A good strategy when you have multiple 401k accounts can be rolling over 401k accounts from previous employers into a Solo 401k to make these easier to manage. This is because you gain full control of your investments, and can pool your money into the same account for large investments like real estate and private placements. Another benefit is eliminating administrative and other fees on multiple accounts while receiving exceptional services with your Solo 401k. Also, consider your time savings by no longer managing multiple accounts.

Setting up your Solo 401k is the first step in this multi-prong strategy to maximize retirement savings and minimize taxes. Your Solo 401k can include additional unlimited sub-accounts for your spouse as well – tax-deferred and Roth. Every Solo 401k includes a Roth 401k subaccount for you and one for your spouse, even if you make too much money to be allowed to contribute to a Roth IRA. All great perks in the question of Roth IRA vs Roth 401k?

Are There Any Drawbacks to Using A Roth IRA vs Roth 401k?

There are no drawbacks to using a Roth IRA vs Roth 401k. However, the Solo 401k does require that you be self-employed and not have any employees. There is also the RMD difference between a traditional IRA and a Roth IRA. The Roth IRA does not require withdrawals until after the death of the owner. The traditional IRA and Solo 401k do require a first minimum distribution by April 1 of the year after you reach 72.

On the other hand, the Solo 401k does offer many superior benefits over the IRA. A Solo 401k automatically comes with a Roth Solo 401k subaccount. The Roth Solo 401k account has all the advantages of a Roth IRA with the exception that RMD is required with a Roth Solo 401k but not a Roth IRA. Importantly, the Roth Solo 401k does not have the income limit that the Roth IRA has. Other important advantages of Roth IRA vs Roth 401k are the high contribution limits for Roth 401ks, avoiding Unrelated Business Income Tax (UBIT) on leveraged real estate, and the ability to take loans that are tax and penalty-free.

As a business owner, you can have a Solo 401k (providing you meet all the requirements) and you can make an employee deferral just like you can with a company you work for as well as the employer contribution component. If you have a spouse that is working in your business and is employed by your business, they can also take advantage of the Solo 401k as a participant of the plan.

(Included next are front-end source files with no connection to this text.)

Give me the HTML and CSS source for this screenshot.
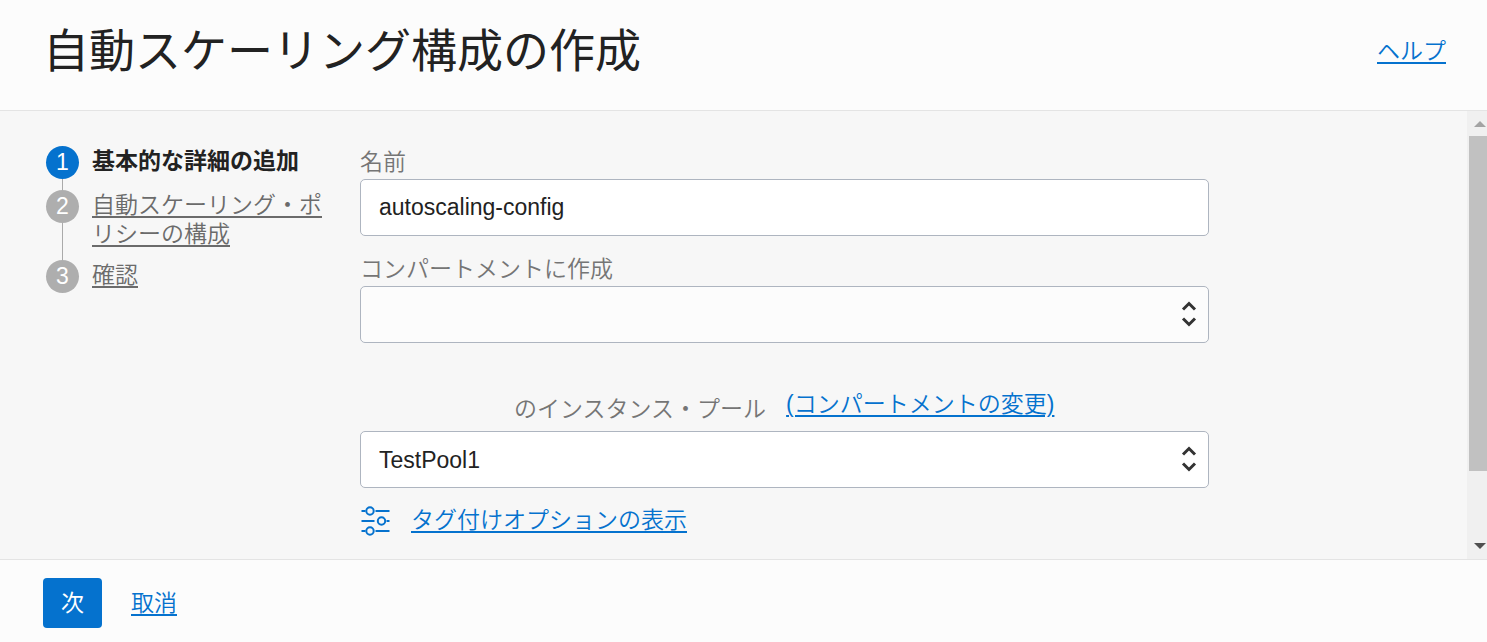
FILE: index.html
```html
<!DOCTYPE html>
<html lang="ja">
<head>
<meta charset="utf-8">
<meta name="viewport" content="width=device-width, initial-scale=1">
<title>自動スケーリング構成の作成</title>
<link rel="stylesheet" href="styles.css">
</head>
<body>
<header class="header">
  <h1 class="title">自動スケーリング構成の作成</h1>
  <a class="link" href="#">ヘルプ</a>
</header>
<div class="middle">
  <main class="content">
    <ol class="steps">
      <li class="step current"><span class="marker">1</span><strong class="step-text" aria-current="step">基本的な詳細の追加</strong></li>
      <li class="step"><span class="marker">2</span><a class="step-text" href="#">自動スケーリング・ポリシーの構成</a></li>
      <li class="step"><span class="marker">3</span><a class="step-text" href="#">確認</a></li>
    </ol>
    <form class="form" id="config">
      <label class="label" for="name">名前</label>
      <input class="control" id="name" type="text" value="autoscaling-config">
      <label class="label next" for="compartment">コンパートメントに作成</label>
      <div class="picker">
        <select class="control muted" id="compartment"><option></option></select>
        <svg class="arrows" viewBox="0 0 16 26" aria-hidden="true"><path d="M2 8.500 8 2.500l6 6M2 17.500l6 6 6-6"/></svg>
      </div>
      <div class="pool-row">
        <label class="label" for="pool">のインスタンス・プール</label>
        <a class="link change" href="#">(コンパートメントの変更)</a>
      </div>
      <div class="picker">
        <select class="control" id="pool"><option>TestPool1</option></select>
        <svg class="arrows" viewBox="0 0 16 26" aria-hidden="true"><path d="M2 8.500 8 2.500l6 6M2 17.500l6 6 6-6"/></svg>
      </div>
      <div class="tags">
        <svg class="sliders" viewBox="0 0 30 30" aria-hidden="true"><path d="M1.500 5h4m10 0h14M1.500 15h13m12 0h3M1.500 25h4m10 0h14"/><circle cx="10" cy="5" r="3.700"/><circle cx="21.500" cy="15" r="3.700"/><circle cx="10" cy="25" r="3.700"/></svg>
        <a class="link" href="#">タグ付けオプションの表示</a>
      </div>
    </form>
  </main>
  <div class="scrollbar" aria-hidden="true">
    <svg class="scroll-arrow up" viewBox="0 0 12 6"><path d="M0 6 6 0l6 6z"/></svg>
    <div class="track"><div class="thumb"></div></div>
    <svg class="scroll-arrow down" viewBox="0 0 12 6"><path d="M0 0h12L6 6z"/></svg>
  </div>
</div>
<footer class="footer">
  <button class="next-button" type="submit" form="config">次</button>
  <a class="link" href="#">取消</a>
</footer>
</body>
</html>
```
FILE: styles.css
```css
* { box-sizing: border-box; }
body {
  margin: 0;
  min-height: 100vh;
  display: flex;
  flex-direction: column;
  background: #fcfcfc;
  color: #222;
  font: 350 23px/33px "Liberation Sans", "Noto Sans CJK JP", sans-serif;
}
.header {
  display: flex;
  align-items: center;
  justify-content: space-between;
  padding: 17px 41px 25px 43px;
  border-bottom: 1px solid #e4e4e4;
}
.title { margin: 0; font-size: 46px; line-height: 68px; font-weight: 400; }
.link {
  color: #0572ce;
  text-decoration: underline 2px;
  text-underline-offset: 3px;
}
.middle {
  flex: 1;
  display: flex;
  background: #f7f7f7;
}
.content {
  flex: 1;
  display: grid;
  grid-template-columns: 284px minmax(0, 849px);
  column-gap: 30px;
  align-content: start;
  padding: 35px 46px 20px;
}
.steps { margin: 0; padding: 0; list-style: none; }
.step {
  position: relative;
  display: flex;
  align-items: flex-start;
  gap: 13px;
  padding-bottom: 11px;
}
.step:not(:last-child)::before {
  content: "";
  position: absolute;
  top: 33px;
  bottom: 0;
  left: 16px;
  width: 1px;
  background: #aaa;
}
.marker {
  flex: none;
  width: 33px;
  height: 33px;
  border-radius: 50%;
  background: #aeaeae;
  color: #fff;
  font-weight: 400;
  text-align: center;
}
.current .marker { background: #0572ce; }
.step-text {
  padding-top: 1px;
  color: #6b6b6b;
  line-height: 29px;
  text-decoration: underline 2px;
  text-underline-offset: 3px;
}
.current .step-text { color: #222; font-weight: 700; text-decoration: none; }
.form { display: flex; flex-direction: column; }
.label { color: #757575; }
.next { margin-top: 17px; }
.control {
  display: block;
  width: 100%;
  height: 57px;
  margin: 0;
  padding: 0 18px;
  border: 1px solid #aeb5c0;
  border-radius: 5px;
  background: #fff;
  color: #222;
  font: 400 23px "Liberation Sans", "Noto Sans CJK JP", sans-serif;
  appearance: none;
}
.muted { background: #fcfcfc; }
.picker { position: relative; }
.arrows {
  position: absolute;
  top: 15px;
  right: 12px;
  width: 16px;
  height: 26px;
  fill: none;
  stroke: #333;
  stroke-width: 3;
  pointer-events: none;
}
.pool-row {
  display: flex;
  align-items: center;
  gap: 20px;
  height: 44px;
  margin-top: 44px;
  padding-left: 154px;
}
.change { align-self: flex-start; padding-top: 1px; }
.tags { display: flex; align-items: center; gap: 21px; margin-top: 16px; }
.sliders {
  width: 30px;
  height: 30px;
  fill: none;
  stroke: #0572ce;
  stroke-width: 2;
}
.scrollbar {
  width: 20px;
  display: flex;
  flex-direction: column;
  align-items: center;
  background: #f0f0f0;
  padding: 10px 0 10px 2px;
}
.scroll-arrow { width: 12px; height: 6px; margin-left: 3px; }
.up { fill: #a3a3a3; }
.down { fill: #505050; }
.track { flex: 1; align-self: stretch; margin: 9px 0 8px; }
.thumb { height: 84%; background: #c1c1c1; }
.footer {
  display: flex;
  align-items: center;
  gap: 29px;
  padding: 18px 43px 14px;
  border-top: 1px solid #e4e4e4;
}
.next-button {
  width: 59px;
  height: 50px;
  padding: 0 0 4px;
  border: 0;
  border-radius: 4px;
  background: #0572ce;
  color: #fff;
  font: 400 23px "Liberation Sans", "Noto Sans CJK JP", sans-serif;
}
```
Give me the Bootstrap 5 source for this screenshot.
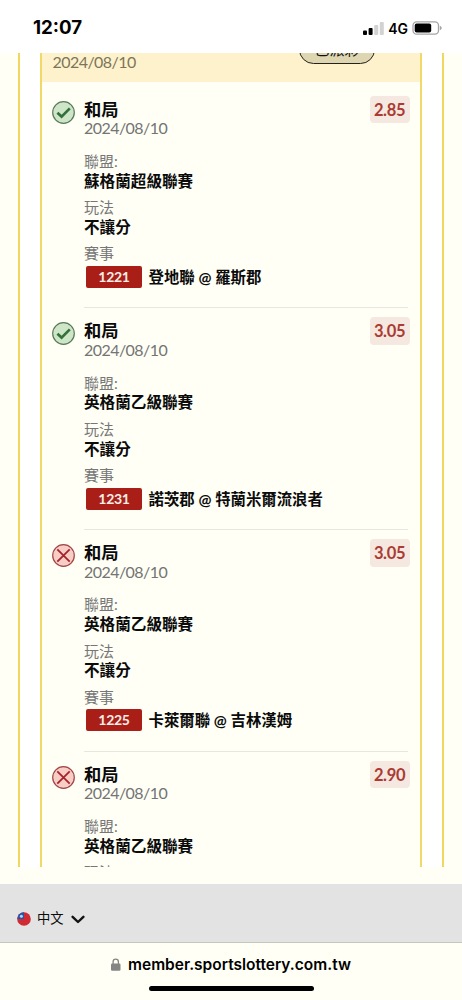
<!DOCTYPE html>
<html lang="zh-Hant">
<head>
<meta charset="utf-8">
<meta name="viewport" content="width=device-width, initial-scale=1">
<title>投注紀錄</title>
<link href="https://cdn.jsdelivr.net/npm/bootstrap@5.3.0/dist/css/bootstrap.min.css" rel="stylesheet">
<style>
body{font-family:Lato,"Noto Sans CJK TC",sans-serif;background:#fffff5;color:#0b0b0b;height:1000px}
.statusbar{height:53px;padding:3px 20px 0 33px;font-family:Inter,sans-serif}
.clock{font-size:18.7px;font-weight:700}
.net{font-size:14px;font-weight:600}
.viewport{height:814px;padding:0 18px}
.ticket{background:#fff;border:solid #f1d75f;border-width:0 2px;padding:0 20px}
.slip{background:#fffff5;border:solid #f1d968;border-width:0 2.5px}
.slip-head{height:28.5px;background:#fdf2cc;padding:0 45px 10.5px 10.5px;margin-bottom:5px}
.day{font-size:16px;line-height:19px;color:#747474;letter-spacing:-.55px}
.slip-head .day{color:#7d7559}
.pill{width:76px;height:29px;border:1.5px solid #24221a;border-radius:15px;background:#ddd6b0;font-size:15px;line-height:26px;color:#111;margin-bottom:7px}
.leg{height:221.8px;padding:13px 9.5px 0 10px}
.leg-body{margin-left:9px;height:208.8px;border-bottom:1.5px solid #e7e6df;margin-right:3px}
.state{width:23px;height:23px;margin-top:1px}
.pick{font-size:17.3px;font-weight:700;line-height:18.5px;padding-top:1px;margin-bottom:-1px}
.lbl{font-size:15px;line-height:20px;color:#777}
.val{font-size:15.6px;line-height:20px;font-weight:700;margin:-.2px 0 6.4px}
.first{margin-top:13.8px}
.code{width:56px;height:22px;margin:0 6.5px 0 2px;background:#a91f18;border-radius:2px;color:#f8efe8;font-size:14px;font-weight:700;line-height:22px;letter-spacing:-.3px}
.match{font-size:15.4px;font-weight:700;line-height:22px}
.event{margin-top:2.5px}
.odds{width:40px;height:27.5px;margin:-4px -2px 0 0;border-radius:4px;background:#f4e8e1;color:#ab3b32;font-size:16.5px;font-weight:700;line-height:28px;letter-spacing:-.35px}
.langbar{height:59px;margin-top:17px;background:#e3e3e3;border-bottom:1px solid #c5c5c1;padding:12.5px 17px 0;font-size:13.3px}
.flag-gap{margin:0 7px 0 6px}
.urlbar{height:57px;font-family:Inter,sans-serif;font-weight:600;font-size:15.5px;padding-top:9.5px}
.lock{margin-right:7px}
.homebar{width:165px;height:5.5px;background:#000;margin-top:10px}
</style>
</head>
<body class="overflow-hidden">
<header class="statusbar bg-white d-flex align-items-center justify-content-between text-black">
  <span class="clock">12:07</span>
  <span class="d-flex align-items-center">
    <svg width="21" height="13" viewBox="0 0 21 13"><rect y="8.5" width="4" height="4.5" rx="1"/><rect x="5.6" y="6" width="4" height="7" rx="1"/><g fill="#d2d2d2"><rect x="11.2" y="3" width="4" height="10" rx="1"/><rect x="16.8" width="4" height="13" rx="1"/></g></svg>
    <span class="net mx-1">4G</span>
    <svg width="30" height="14" viewBox="0 0 30 14"><rect x="1" y=".8" width="25.5" height="12.4" rx="3.6" fill="none" stroke="#a5a5a5" stroke-width="1.3"/><rect x="2.7" y="2.4" width="16.5" height="9.2" rx="2"/><path d="M27.8 4.8q2 .8 2 2.2t-2 2.2z" fill="#a5a5a5"/></svg>
  </span>
</header>
<main class="viewport overflow-hidden">
  <div class="ticket h-100">
    <section class="slip h-100 overflow-hidden">
      <div class="slip-head d-flex align-items-end justify-content-between overflow-hidden"><span class="day">2024/08/10</span><span class="pill text-center flex-shrink-0">已派彩</span></div>
      <div id="legs"></div>
    </section>
  </div>
</main>
<footer>
  <div class="langbar d-flex align-items-center">
    <svg width="14" height="14" viewBox="0 0 14 14"><circle cx="7" cy="7" r="6.8" fill="#d02a35"/><path d="M.2 7A6.8 6.8 0 0 1 7 .2V7z" fill="#2457a8"/><circle cx="4.4" cy="4.3" r="1.5" fill="#b9d9f2"/></svg>
    <span class="flag-gap">中文</span>
    <svg width="14" height="9" viewBox="0 0 14 9" fill="none" stroke="#111" stroke-width="2.4" stroke-linecap="round" stroke-linejoin="round"><path d="M1.6 1.8 7 7l5.4-5.2"/></svg>
  </div>
  <div class="urlbar d-flex flex-column align-items-center">
    <div class="d-flex align-items-center text-black">
      <svg class="lock" width="10" height="13" viewBox="0 0 10 13"><rect y="5.5" width="9.5" height="7.3" rx="1.3" fill="#858585"/><path d="M2.1 6V3.7a2.65 2.65 0 0 1 5.3 0V6" fill="none" stroke="#858585" stroke-width="1.3"/></svg>
      <span class="url">member.sportslottery.com.tw</span>
    </div>
    <div class="homebar rounded-pill"></div>
  </div>
</footer>
<script src="https://cdn.jsdelivr.net/npm/bootstrap@5.3.0/dist/js/bootstrap.bundle.min.js"></script>
<script>
const legs = [
  [true, '2.85', '蘇格蘭超級聯賽', '1221', '登地聯 @ 羅斯郡'],
  [true, '3.05', '英格蘭乙級聯賽', '1231', '諾茨郡 @ 特蘭米爾流浪者'],
  [false, '3.05', '英格蘭乙級聯賽', '1225', '卡萊爾聯 @ 吉林漢姆'],
  [false, '2.90', '英格蘭乙級聯賽', '', '']
];
const won = '<circle cx="11.5" cy="11.5" r="10.8" fill="#cfe5c8" stroke="#577a57" stroke-width="1.2"/><path d="M5.4 11.7 9.6 15.6l8.2-8.2" fill="none" stroke="#34703a" stroke-width="2.7"/>';
const lost = '<circle cx="11.5" cy="11.5" r="10.8" fill="#f7cdc6" stroke="#a14545" stroke-width="1.2"/><path d="M5.3 5.3l12.4 12.4M17.7 5.3 5.3 17.7" fill="none" stroke="#a5262a" stroke-width="1.8"/>';
document.getElementById('legs').innerHTML = legs.map(([ok, odds, league, code, match]) => `
  <article class="leg d-flex">
    <svg class="state flex-shrink-0" viewBox="0 0 23 23">${ok ? won : lost}</svg>
    <div class="leg-body flex-grow-1">
      <div class="d-flex justify-content-between">
        <div><div class="pick">和局</div><div class="day">2024/08/10</div></div>
        <div class="odds text-center">${odds}</div>
      </div>
      <div class="lbl first">聯盟:</div><div class="val">${league}</div>
      <div class="lbl">玩法</div>${code ? `<div class="val">不讓分</div>
      <div class="lbl">賽事</div>
      <div class="event d-flex"><span class="code text-center">${code}</span><span class="match">${match}</span></div>` : ''}
    </div>
  </article>`).join('');
</script>
</body>
</html>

The Solo 401k drawback can be that to qualify for a Solo 401k, your business must have zero employees (employees defined as those who work for you more than 1000 hours per year and receive W2 wages). However, you can have contract workers.

Benefits of Roth Funds

Generally, there are at least four good reasons why you might want to use a Roth Solo 401k account instead of a traditional Solo 401k account. (Keeping in mind that you can contribute to both during the same tax year as long as contribution limits are not exceeded).

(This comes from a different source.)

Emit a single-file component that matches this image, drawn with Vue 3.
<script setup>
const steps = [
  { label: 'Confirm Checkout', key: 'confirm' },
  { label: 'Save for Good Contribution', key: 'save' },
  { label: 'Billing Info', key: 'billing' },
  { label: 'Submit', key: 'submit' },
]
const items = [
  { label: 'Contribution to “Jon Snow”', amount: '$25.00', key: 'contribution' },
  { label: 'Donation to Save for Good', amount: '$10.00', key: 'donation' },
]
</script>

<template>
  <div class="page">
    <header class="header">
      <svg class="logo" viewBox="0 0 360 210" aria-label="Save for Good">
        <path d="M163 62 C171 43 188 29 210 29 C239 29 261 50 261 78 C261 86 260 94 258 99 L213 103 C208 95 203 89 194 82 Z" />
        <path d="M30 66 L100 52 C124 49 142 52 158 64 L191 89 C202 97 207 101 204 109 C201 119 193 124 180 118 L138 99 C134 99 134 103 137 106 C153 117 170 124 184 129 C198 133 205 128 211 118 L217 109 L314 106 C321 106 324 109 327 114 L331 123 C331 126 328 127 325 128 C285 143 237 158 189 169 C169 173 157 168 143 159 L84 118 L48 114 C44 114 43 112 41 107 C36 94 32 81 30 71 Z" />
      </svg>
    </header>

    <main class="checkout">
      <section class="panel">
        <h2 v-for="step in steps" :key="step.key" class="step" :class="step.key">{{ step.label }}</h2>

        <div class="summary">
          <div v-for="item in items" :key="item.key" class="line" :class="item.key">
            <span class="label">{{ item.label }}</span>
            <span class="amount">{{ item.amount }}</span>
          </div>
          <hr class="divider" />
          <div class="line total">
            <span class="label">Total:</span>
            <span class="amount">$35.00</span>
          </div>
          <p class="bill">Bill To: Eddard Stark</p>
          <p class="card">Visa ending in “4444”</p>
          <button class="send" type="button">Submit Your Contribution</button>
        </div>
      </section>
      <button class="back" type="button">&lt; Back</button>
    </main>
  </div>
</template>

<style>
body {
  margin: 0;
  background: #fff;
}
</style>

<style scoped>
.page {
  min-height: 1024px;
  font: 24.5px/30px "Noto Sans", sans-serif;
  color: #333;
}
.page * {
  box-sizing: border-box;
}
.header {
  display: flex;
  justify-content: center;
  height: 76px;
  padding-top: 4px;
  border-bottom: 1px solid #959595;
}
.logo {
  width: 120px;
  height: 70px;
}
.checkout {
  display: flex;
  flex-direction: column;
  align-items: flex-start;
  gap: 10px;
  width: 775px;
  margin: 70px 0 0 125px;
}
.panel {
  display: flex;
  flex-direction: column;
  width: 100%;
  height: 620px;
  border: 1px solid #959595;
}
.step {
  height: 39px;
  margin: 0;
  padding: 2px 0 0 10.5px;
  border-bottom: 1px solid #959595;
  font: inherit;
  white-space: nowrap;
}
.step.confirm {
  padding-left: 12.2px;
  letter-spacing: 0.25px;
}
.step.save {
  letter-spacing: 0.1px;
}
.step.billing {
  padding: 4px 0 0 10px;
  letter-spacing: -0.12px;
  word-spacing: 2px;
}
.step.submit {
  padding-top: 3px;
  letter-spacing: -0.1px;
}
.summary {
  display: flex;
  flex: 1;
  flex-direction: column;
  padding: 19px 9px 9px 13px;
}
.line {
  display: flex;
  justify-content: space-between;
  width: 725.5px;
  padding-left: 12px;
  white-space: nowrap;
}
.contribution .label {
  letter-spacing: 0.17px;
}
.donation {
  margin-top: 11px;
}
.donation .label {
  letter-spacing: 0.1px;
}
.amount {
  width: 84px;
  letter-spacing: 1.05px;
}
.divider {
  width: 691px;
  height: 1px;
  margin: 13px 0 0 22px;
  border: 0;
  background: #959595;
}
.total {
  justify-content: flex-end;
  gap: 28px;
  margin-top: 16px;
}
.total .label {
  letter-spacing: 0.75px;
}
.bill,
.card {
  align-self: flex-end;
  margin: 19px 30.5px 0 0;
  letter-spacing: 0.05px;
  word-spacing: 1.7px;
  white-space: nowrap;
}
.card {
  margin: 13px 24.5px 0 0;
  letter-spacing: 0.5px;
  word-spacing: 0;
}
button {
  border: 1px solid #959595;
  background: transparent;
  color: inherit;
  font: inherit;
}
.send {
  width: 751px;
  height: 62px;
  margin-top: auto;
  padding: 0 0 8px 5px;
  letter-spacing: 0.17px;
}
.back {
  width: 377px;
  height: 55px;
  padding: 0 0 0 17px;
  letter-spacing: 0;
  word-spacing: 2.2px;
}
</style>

Consider the power of compounding interest. A maximum $61,000 contribution to a Solo 401k this year that compounds at a modest 8% for 35 years becomes $976,000 without adding any more to the account (compounded quarterly). When you add $30,000 each year to that initial deposit of $61,000, the 35-year compounded total skyrockets to an amazing $6.4 million. All those earnings are tax-free with a Roth Solo 401k!

$50,000 participant loan is not in your best interest. A Roth Solo 401k allows the penalty-free withdrawal of contributed funds at any time after five years. This is very different than traditional IRA or 401k funds that are taxed as part of your current income and have a 10% additional penalty if withdrawn before age 59½. The reason is that you have already paid the taxes on the Roth funds. However, early withdrawals are prorated between (nontaxable) contributions and (taxable) earnings.

The simple truth is that many taxpayers will be financially better off paying all or some taxes today instead of during retirement. These are the people that should seriously consider a Roth strategy or a strategy that combines both a Roth Solo 401k and a traditional Solo 401k.

Converting Your Traditional IRA Or 401k Into A Roth Account

Wait – Don’t Roll Your Previous Roth 401k Into A Roth IRA Just Yet! You have more options than you probably realize. Make sure that you do what is in your best interest. For instance, do NOT roll a Roth 401k or Roth IRA into a traditional IRA or even a Solo 401k. The combination of tax-free and tax-deferred funds will become an accounting nightmare.

On the other hand, you can convert a traditional IRA or 401k into a Roth Solo 401k. You might want this option because you didn’t know about it previously, it is relatively new, or you are getting a late start with a Roth account but understand how you can still benefit financially.

If you want to convert a traditional tax-deferred account into an after-tax Roth account, the place to begin is by calculating the taxes that will be owed. Set aside enough money from outside your retirement account to cover what you’ll owe when you file your taxes. Tell us when you’re ready to make the conversion. We will provide the necessary forms. You have until the date you file your taxes to pay the tax bill. For example, if you convert in July, you’ll have until next April before the taxes are due.

Set Up Your Roth Solo 401k or IRA and Start Investing In Your Future

Having a Roth Solo 401k in your financial future comes with:

  • Qualified distributions are tax-free (completely different from the way a tax-deferred 401k pays taxes at distribution).
  • Both your contributions and earnings grow tax-free and are distributed tax-free.
  • Enables you to pay taxes at a lower bracket rate today if you anticipate a higher tax bracket during retirement.
  • Protects against the possibility that Federal, State, and Local income tax rates will rise overall.
  • Increases “tax diversification” (gives you access to assets taxed at different rates that provides both taxable income and tax rate flexibility).
  • Can be a vehicle for providing a tax-free inheritance to loved ones.